Back to the Edwardians

In a number of disturbing ways, the news has been worryingly reminiscent of a century ago.  If it isn't the tussles over the meaning of free trade inside the Conservative Party in the UK - the Euro-sceptic debate is an echo of the painful divisions over 'imperial preference' - it is the clash between rival networks of alliances in Crimea and Serbia.

Now there are also garden cities.  There is a grumbling disagreement between the coalition partners about the thoroughly Edwardian idea of 'garden cities'.  Lib Dem president Tim Farron just criticised the Conservatives for suppressing a report recommending two of them.  Now there has been a new garden city announced for Ebbsfleet.

What really exercised the minds of our Edwardian forebears was the argument between garden cities and garden suburbs.  Lo and behold, I found myself arguing exactly that debate again at the party conference in York.

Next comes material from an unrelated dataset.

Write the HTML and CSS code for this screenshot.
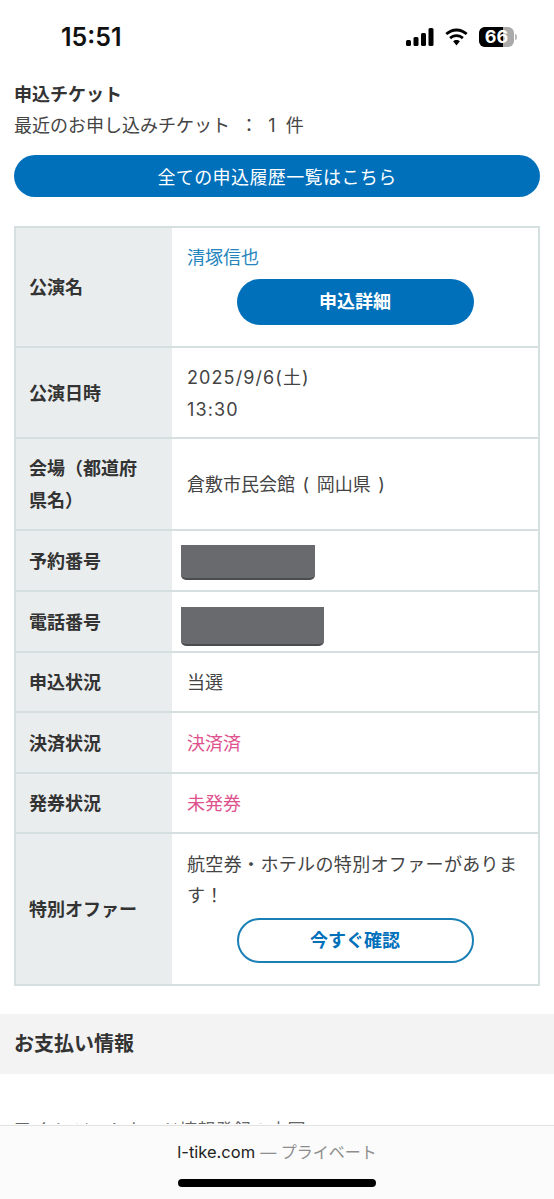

I've often wondered whether I was an Edwardian born out of time (48 years too late, in fact).  It begins to look as if I was born at the right time after all.

George Osborne announced that the new garden city will be organised by an urban development corporation.  This was the idea, modelled on the BBC, that was conjured out of the Attlee government to build new towns in 1946.  It makes sense, but there is something missing nonetheless.

Ebenezer Howard's original scheme for Letchworth Garden City was for the people who lived there to have an ownership stake in the land, and to use the rise in land values to pay for the quality of life in the new garden city - as it still does, just about, in Letchworth.

This is now, once again, as important a consideration as it was a century ago.  Unless some mechanism is put in place, then the development corporation will use the rise in land values to pay for the infrastructure, but will then wind itself up - or sell itself off - and leave everything as it was before.

If it is a success, Ebbsfleet will then be owned in the normal way by landowners and developers, with no stake for the people who live there - whose children will be priced out by the ridiculous property value inflation that we allow in this country by failing to control the amount of money pouring into the housing market.

Will George Osborne have thought through any of this before making the announcement?  Almost certainly not, which is a pity given that it isn't exactly new thinking.  There is nothing new about the idea of separating the ownership of the land and the ownership of the buildings on it.

But if you want to see how these things might be done, you need look no further than the emerging community land trust movement in the UK.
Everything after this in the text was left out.